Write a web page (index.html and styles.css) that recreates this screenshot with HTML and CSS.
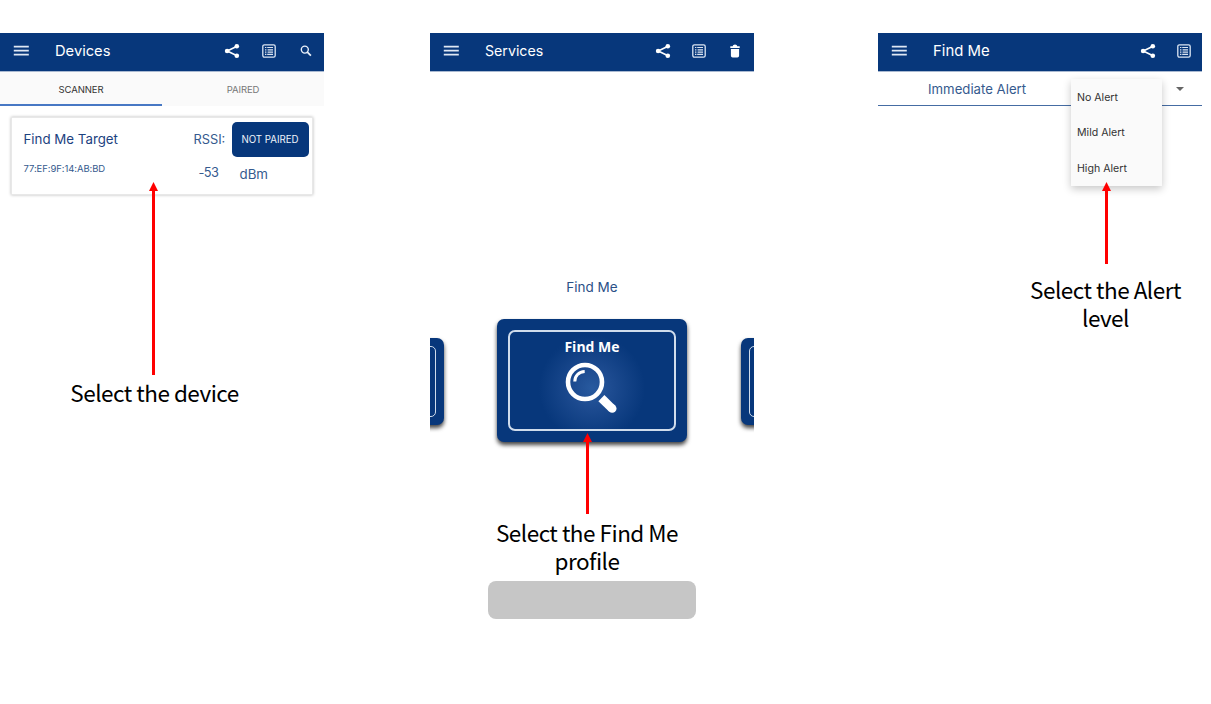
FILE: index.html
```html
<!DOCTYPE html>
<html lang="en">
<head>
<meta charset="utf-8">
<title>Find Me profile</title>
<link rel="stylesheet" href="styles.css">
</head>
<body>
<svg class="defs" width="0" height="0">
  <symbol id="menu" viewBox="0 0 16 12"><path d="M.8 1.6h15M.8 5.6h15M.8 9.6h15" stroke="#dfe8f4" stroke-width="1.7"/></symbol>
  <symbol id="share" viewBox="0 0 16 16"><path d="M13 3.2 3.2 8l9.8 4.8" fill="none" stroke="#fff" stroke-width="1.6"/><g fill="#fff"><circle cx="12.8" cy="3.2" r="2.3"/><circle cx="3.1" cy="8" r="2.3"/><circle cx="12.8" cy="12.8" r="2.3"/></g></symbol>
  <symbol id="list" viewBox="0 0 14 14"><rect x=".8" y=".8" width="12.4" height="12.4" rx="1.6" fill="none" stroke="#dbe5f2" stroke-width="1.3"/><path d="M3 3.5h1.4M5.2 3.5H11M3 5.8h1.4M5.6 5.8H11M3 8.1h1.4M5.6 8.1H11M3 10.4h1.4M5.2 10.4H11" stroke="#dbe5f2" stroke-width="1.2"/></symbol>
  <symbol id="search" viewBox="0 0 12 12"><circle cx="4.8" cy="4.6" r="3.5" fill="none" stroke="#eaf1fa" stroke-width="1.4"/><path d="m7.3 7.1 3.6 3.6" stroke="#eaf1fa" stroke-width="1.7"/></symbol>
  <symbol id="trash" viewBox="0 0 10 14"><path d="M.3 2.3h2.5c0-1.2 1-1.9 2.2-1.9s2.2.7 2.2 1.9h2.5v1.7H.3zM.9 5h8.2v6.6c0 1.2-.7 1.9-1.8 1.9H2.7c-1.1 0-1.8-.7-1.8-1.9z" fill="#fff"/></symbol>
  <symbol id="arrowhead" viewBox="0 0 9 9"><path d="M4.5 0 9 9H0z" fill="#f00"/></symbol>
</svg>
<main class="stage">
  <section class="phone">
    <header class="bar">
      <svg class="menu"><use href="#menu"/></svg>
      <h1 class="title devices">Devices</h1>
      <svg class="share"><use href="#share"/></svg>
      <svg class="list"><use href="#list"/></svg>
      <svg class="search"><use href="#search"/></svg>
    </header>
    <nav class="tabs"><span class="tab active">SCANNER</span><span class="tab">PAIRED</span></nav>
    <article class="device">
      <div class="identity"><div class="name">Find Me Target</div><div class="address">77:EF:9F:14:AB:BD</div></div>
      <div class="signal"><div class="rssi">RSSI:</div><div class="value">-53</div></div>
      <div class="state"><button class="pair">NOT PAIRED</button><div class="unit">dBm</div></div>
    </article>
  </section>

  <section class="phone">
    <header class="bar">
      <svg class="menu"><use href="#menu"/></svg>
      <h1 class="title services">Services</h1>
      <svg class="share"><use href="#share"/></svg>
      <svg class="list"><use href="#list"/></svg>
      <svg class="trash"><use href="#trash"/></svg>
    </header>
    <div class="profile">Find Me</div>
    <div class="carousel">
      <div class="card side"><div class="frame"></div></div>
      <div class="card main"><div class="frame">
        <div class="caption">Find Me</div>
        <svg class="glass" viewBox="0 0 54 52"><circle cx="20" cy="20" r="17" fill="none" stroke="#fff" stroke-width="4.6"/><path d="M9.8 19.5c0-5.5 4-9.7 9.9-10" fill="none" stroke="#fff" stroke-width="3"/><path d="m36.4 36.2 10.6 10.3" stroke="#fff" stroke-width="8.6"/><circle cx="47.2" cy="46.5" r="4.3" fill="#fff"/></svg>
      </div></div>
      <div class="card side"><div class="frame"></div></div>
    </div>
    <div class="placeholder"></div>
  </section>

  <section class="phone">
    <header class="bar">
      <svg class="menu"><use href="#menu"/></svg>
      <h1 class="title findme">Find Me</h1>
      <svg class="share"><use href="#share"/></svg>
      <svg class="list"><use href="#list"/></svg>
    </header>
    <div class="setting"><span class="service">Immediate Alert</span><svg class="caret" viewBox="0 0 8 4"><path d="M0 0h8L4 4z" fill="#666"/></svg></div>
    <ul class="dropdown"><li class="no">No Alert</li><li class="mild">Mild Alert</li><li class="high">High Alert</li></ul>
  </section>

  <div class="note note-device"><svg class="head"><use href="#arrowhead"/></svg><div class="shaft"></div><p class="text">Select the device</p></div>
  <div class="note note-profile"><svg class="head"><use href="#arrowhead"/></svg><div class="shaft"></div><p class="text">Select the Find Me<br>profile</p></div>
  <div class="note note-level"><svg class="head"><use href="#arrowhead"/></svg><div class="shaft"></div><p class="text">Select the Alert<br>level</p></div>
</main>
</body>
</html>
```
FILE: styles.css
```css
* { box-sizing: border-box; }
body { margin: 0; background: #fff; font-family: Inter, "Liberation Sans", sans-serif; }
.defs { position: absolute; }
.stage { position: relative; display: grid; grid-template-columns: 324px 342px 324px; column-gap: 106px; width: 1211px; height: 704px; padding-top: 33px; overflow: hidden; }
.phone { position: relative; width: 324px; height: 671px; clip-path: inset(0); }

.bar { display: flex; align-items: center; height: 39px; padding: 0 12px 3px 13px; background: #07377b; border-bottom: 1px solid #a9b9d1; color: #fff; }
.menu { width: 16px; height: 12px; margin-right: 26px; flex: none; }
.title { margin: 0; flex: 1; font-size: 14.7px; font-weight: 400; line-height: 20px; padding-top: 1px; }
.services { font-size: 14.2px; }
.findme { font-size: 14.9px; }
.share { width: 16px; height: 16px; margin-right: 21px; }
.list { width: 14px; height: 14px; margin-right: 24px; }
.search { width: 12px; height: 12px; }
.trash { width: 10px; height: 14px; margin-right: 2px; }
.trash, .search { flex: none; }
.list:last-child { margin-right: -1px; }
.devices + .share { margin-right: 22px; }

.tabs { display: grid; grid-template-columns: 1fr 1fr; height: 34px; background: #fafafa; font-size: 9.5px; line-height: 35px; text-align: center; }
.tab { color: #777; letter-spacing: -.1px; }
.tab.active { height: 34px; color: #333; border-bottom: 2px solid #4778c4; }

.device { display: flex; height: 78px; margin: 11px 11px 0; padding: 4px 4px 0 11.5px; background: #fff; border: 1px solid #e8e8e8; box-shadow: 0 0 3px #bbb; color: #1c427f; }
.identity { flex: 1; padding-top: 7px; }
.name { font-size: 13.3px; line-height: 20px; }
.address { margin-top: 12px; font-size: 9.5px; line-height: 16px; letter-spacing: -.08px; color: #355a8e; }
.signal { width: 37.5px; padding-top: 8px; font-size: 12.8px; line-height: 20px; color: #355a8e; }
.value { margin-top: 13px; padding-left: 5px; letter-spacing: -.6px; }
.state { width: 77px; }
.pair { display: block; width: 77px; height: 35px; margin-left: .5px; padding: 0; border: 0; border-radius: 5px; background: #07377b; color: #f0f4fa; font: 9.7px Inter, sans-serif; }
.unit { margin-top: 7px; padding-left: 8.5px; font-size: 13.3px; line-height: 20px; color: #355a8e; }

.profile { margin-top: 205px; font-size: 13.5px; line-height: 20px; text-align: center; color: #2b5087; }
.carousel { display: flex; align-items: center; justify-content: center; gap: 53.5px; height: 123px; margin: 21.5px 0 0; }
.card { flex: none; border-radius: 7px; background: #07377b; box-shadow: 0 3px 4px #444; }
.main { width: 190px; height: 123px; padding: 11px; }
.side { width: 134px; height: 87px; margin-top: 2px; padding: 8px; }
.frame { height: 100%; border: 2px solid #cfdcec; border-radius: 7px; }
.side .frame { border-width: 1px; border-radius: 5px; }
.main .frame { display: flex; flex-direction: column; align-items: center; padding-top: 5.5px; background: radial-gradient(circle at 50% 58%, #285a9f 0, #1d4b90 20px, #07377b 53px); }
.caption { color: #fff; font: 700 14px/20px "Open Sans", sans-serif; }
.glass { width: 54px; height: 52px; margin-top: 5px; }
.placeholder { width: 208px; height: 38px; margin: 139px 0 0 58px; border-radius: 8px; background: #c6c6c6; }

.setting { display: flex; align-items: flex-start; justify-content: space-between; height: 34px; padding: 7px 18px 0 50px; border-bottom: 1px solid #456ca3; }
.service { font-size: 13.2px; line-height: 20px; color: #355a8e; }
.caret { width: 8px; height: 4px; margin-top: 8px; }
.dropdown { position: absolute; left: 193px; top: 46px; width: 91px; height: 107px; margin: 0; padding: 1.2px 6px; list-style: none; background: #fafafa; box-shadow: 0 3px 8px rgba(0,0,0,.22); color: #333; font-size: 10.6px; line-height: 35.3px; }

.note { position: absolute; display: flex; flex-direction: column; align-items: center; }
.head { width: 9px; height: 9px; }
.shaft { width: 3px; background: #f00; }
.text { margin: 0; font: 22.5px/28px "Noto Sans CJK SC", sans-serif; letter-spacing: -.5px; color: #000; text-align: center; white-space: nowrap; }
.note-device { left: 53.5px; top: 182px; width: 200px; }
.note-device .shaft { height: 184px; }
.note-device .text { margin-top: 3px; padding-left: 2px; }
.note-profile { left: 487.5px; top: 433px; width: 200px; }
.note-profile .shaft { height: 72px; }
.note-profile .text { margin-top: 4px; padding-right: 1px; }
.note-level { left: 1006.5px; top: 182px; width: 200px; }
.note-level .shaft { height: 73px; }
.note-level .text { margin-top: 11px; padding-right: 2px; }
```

□ □ □ □ □

#### WORK INSTRUCTIONS
Read through the lines above and collect those that contain the string "index".

#### TASK RESPONSE
Write a web page (index.html and styles.css) that recreates this screenshot with HTML and CSS.
FILE: index.html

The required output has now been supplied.